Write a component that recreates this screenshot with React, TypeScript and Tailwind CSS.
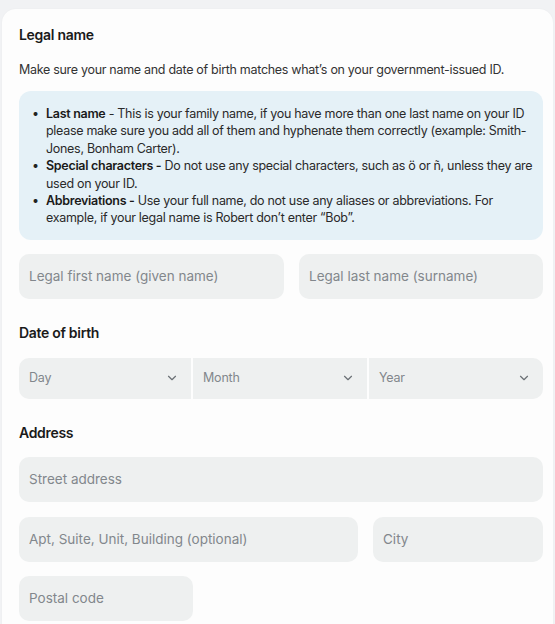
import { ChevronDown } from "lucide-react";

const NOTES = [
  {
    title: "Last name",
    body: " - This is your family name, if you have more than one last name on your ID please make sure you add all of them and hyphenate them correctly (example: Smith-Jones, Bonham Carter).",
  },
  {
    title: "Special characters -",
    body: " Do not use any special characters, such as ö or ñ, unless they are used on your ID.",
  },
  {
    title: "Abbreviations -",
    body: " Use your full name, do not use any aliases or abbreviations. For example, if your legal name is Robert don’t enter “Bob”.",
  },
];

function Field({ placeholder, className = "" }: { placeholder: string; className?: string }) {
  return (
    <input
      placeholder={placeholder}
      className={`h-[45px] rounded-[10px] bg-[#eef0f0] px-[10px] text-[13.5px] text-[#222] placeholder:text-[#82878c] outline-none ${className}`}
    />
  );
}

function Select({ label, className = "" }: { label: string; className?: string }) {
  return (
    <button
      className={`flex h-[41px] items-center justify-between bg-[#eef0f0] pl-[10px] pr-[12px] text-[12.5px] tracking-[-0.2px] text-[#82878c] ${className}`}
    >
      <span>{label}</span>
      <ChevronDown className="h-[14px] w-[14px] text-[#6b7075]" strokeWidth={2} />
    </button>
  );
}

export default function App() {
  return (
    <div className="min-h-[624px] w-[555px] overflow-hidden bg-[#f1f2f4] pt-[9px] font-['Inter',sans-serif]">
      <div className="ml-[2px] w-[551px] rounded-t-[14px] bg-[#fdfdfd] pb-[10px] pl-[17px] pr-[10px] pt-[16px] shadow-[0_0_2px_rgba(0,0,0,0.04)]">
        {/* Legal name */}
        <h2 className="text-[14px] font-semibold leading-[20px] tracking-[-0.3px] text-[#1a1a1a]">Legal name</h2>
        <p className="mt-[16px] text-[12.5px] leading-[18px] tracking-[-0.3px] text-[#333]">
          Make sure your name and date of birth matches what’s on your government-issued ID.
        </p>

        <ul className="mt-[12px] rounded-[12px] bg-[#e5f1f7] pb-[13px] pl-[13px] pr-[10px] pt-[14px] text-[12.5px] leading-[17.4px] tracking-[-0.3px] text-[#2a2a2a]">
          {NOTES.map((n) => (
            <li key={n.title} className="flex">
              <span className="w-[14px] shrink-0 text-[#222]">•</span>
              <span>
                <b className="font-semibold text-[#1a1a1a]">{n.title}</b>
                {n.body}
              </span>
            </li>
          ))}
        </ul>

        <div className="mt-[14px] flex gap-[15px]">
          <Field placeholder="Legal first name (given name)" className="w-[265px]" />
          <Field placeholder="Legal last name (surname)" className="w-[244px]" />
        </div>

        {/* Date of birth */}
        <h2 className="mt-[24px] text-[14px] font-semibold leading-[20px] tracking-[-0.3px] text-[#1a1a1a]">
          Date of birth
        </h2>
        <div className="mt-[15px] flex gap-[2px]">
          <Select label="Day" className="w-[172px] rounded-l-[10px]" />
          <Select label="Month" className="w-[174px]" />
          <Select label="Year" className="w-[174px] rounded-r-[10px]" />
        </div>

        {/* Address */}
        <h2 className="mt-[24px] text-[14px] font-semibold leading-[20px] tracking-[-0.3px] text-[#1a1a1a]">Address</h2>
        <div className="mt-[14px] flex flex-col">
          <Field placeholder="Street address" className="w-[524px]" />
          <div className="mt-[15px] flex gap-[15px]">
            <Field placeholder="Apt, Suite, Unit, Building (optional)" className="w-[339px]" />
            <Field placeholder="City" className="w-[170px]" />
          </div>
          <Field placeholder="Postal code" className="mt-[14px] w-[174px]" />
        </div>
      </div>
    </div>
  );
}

- - - - -

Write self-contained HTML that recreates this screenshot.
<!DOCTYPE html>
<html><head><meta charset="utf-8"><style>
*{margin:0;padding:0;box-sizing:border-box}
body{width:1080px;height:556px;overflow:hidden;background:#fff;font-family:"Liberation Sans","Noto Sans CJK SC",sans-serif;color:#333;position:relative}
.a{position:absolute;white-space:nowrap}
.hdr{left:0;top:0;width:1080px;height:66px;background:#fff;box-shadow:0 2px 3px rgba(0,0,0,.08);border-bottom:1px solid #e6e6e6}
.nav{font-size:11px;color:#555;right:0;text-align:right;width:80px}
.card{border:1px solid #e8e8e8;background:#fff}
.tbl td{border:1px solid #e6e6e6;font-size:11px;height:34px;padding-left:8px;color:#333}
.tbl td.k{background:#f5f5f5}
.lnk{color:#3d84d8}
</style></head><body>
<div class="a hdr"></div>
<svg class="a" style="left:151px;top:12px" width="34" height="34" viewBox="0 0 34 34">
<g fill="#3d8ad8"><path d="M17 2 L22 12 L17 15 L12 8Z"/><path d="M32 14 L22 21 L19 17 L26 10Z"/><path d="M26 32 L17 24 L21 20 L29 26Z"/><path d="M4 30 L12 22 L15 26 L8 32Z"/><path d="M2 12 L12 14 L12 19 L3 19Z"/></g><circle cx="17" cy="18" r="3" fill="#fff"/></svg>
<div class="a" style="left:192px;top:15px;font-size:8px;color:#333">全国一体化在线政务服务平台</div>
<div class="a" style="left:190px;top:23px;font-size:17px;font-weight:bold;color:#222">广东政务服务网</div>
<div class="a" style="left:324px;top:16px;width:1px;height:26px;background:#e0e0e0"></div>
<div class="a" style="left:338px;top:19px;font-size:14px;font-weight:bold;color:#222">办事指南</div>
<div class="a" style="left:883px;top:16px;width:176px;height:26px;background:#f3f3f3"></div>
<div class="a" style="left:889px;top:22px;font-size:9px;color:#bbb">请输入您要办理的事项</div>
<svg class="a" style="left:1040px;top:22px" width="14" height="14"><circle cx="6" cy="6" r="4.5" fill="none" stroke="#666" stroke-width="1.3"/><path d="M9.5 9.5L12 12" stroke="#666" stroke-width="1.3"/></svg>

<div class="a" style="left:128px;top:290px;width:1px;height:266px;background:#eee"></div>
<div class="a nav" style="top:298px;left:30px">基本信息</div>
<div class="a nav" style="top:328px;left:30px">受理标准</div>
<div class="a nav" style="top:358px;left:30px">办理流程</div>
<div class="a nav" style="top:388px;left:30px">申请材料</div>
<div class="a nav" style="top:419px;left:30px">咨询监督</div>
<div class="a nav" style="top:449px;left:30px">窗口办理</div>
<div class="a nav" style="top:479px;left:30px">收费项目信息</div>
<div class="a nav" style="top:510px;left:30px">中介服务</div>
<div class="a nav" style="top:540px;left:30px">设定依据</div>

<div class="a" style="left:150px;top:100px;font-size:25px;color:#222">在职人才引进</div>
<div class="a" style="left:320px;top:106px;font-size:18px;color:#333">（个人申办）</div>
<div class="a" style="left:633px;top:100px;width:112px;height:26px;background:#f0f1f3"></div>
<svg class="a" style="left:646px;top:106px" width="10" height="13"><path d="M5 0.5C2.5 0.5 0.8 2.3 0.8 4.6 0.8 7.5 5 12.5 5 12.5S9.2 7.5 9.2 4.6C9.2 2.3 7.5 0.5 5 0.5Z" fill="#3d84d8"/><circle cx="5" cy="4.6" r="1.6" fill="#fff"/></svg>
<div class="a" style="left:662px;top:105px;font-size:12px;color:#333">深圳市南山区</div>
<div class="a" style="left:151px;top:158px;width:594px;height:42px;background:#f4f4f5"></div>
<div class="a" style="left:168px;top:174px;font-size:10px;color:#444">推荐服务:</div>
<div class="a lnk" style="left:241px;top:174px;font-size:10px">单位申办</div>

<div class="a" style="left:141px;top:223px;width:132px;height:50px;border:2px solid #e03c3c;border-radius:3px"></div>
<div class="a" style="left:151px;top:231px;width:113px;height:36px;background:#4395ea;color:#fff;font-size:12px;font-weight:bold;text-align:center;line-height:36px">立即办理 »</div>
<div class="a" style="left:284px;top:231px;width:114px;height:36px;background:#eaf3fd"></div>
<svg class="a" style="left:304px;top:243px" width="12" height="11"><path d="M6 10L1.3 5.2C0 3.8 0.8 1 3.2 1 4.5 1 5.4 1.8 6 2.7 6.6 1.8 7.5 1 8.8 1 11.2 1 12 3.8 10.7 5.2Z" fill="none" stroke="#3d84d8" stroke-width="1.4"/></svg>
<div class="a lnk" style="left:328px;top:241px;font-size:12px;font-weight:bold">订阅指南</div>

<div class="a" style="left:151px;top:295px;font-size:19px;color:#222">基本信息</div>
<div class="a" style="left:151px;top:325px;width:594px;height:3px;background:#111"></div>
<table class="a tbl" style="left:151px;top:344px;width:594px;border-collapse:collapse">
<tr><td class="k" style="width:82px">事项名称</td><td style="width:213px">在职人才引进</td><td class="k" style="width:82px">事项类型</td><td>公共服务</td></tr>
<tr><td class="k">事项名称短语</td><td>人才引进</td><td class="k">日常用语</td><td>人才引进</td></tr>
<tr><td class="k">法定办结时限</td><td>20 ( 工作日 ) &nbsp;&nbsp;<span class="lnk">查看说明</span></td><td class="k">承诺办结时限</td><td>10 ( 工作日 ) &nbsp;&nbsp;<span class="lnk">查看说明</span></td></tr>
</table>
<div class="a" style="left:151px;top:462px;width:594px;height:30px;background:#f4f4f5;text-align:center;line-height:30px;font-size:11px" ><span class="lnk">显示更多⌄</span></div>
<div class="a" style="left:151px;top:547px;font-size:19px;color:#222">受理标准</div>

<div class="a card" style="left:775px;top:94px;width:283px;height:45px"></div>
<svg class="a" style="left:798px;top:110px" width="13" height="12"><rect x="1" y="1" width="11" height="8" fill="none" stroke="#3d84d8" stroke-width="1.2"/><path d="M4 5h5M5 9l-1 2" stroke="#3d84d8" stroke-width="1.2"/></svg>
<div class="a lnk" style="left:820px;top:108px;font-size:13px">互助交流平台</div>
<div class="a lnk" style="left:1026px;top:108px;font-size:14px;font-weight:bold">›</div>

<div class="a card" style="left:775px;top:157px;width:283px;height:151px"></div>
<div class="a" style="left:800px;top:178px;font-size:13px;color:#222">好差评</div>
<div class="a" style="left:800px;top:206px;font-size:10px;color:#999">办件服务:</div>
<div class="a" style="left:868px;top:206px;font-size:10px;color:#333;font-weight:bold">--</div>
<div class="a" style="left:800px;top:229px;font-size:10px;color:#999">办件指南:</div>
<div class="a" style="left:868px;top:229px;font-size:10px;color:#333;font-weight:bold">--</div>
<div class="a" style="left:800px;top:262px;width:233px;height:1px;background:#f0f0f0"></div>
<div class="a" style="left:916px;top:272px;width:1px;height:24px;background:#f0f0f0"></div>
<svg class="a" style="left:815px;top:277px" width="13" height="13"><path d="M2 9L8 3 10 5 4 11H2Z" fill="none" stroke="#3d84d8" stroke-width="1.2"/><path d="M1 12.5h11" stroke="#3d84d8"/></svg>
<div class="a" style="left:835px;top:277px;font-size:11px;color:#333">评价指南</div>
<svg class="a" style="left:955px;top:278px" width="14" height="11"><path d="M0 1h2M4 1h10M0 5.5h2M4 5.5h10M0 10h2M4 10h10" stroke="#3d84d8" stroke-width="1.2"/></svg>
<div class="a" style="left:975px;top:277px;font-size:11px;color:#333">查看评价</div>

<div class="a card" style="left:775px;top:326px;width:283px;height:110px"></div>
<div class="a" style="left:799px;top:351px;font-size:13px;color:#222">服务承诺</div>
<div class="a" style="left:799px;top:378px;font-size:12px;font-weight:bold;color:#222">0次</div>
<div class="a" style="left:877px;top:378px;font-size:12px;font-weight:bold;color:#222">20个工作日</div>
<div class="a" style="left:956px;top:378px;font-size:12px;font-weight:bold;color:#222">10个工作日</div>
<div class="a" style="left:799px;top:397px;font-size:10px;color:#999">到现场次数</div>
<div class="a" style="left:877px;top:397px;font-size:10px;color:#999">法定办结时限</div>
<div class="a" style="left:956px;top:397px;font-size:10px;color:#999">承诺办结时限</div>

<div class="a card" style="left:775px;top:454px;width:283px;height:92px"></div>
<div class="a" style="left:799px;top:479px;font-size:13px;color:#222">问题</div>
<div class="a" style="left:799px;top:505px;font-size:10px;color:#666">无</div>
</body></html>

- - - - -

From the entries above, copy every line that holds the word "screenshot".

Write a component that recreates this screenshot with React, TypeScript and Tailwind CSS.
Write self-contained HTML that recreates this screenshot.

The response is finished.